─── Raw data

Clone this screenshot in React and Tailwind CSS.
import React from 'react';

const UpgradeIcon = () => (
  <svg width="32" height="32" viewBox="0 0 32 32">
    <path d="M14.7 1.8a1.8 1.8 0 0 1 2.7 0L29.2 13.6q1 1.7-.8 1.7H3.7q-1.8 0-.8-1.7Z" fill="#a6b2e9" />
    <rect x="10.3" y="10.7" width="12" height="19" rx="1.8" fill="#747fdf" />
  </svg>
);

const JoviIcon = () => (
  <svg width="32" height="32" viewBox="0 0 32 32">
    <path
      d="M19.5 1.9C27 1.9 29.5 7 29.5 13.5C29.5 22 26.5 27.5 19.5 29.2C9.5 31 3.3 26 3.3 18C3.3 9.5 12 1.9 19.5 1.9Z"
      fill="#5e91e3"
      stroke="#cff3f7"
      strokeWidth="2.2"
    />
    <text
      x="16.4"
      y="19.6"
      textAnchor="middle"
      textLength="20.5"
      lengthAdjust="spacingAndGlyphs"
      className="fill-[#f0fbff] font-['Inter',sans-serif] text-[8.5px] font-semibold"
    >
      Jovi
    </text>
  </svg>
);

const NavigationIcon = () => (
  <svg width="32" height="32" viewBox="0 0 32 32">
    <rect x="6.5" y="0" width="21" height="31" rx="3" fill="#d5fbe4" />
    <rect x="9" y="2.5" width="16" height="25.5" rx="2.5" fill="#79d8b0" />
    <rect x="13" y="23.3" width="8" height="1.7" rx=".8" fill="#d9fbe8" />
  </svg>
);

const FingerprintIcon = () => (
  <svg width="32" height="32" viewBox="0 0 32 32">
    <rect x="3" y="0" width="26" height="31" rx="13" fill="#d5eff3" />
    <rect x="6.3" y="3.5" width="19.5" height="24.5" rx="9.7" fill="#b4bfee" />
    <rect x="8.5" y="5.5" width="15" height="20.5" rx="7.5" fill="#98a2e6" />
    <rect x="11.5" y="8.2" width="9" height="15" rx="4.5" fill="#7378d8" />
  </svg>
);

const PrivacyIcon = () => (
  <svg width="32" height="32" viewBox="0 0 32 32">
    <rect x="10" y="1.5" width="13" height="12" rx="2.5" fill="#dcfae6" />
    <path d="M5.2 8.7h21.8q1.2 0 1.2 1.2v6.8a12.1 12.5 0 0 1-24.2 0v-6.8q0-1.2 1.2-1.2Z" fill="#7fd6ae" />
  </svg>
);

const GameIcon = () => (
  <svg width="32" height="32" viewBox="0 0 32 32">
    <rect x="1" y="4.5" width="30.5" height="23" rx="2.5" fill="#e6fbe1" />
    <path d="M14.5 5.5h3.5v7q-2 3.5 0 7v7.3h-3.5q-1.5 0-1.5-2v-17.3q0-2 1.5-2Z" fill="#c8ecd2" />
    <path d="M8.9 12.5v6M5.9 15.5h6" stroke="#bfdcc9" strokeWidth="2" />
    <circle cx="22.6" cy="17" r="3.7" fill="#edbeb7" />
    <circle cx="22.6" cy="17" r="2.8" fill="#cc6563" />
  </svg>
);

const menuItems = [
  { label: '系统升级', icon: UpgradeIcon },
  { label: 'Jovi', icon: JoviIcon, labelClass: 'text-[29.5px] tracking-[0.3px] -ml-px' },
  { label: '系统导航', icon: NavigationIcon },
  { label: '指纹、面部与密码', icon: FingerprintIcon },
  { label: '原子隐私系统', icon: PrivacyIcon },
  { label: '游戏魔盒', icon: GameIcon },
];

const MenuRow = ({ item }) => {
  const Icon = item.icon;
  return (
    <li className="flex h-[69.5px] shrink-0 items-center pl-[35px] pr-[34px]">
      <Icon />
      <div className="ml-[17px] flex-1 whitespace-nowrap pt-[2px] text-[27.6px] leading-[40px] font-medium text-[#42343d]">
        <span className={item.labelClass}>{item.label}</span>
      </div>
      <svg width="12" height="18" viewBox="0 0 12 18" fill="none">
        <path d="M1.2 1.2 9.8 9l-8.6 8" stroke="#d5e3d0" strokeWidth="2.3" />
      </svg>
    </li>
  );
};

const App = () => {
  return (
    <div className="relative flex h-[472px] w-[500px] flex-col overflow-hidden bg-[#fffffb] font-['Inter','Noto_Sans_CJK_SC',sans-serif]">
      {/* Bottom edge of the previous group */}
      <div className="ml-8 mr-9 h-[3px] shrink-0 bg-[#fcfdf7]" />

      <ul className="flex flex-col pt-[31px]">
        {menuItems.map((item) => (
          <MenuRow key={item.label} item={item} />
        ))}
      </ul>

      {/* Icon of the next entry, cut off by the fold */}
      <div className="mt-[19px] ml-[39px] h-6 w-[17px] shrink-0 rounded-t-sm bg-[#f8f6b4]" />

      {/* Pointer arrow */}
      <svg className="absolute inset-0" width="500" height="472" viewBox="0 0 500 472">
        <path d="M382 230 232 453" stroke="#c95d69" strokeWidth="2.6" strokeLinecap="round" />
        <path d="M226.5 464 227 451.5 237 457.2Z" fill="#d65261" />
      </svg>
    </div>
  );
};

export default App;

──────

Find the lines containing "React" and list every one of them.

Clone this screenshot in React and Tailwind CSS.
import React from 'react';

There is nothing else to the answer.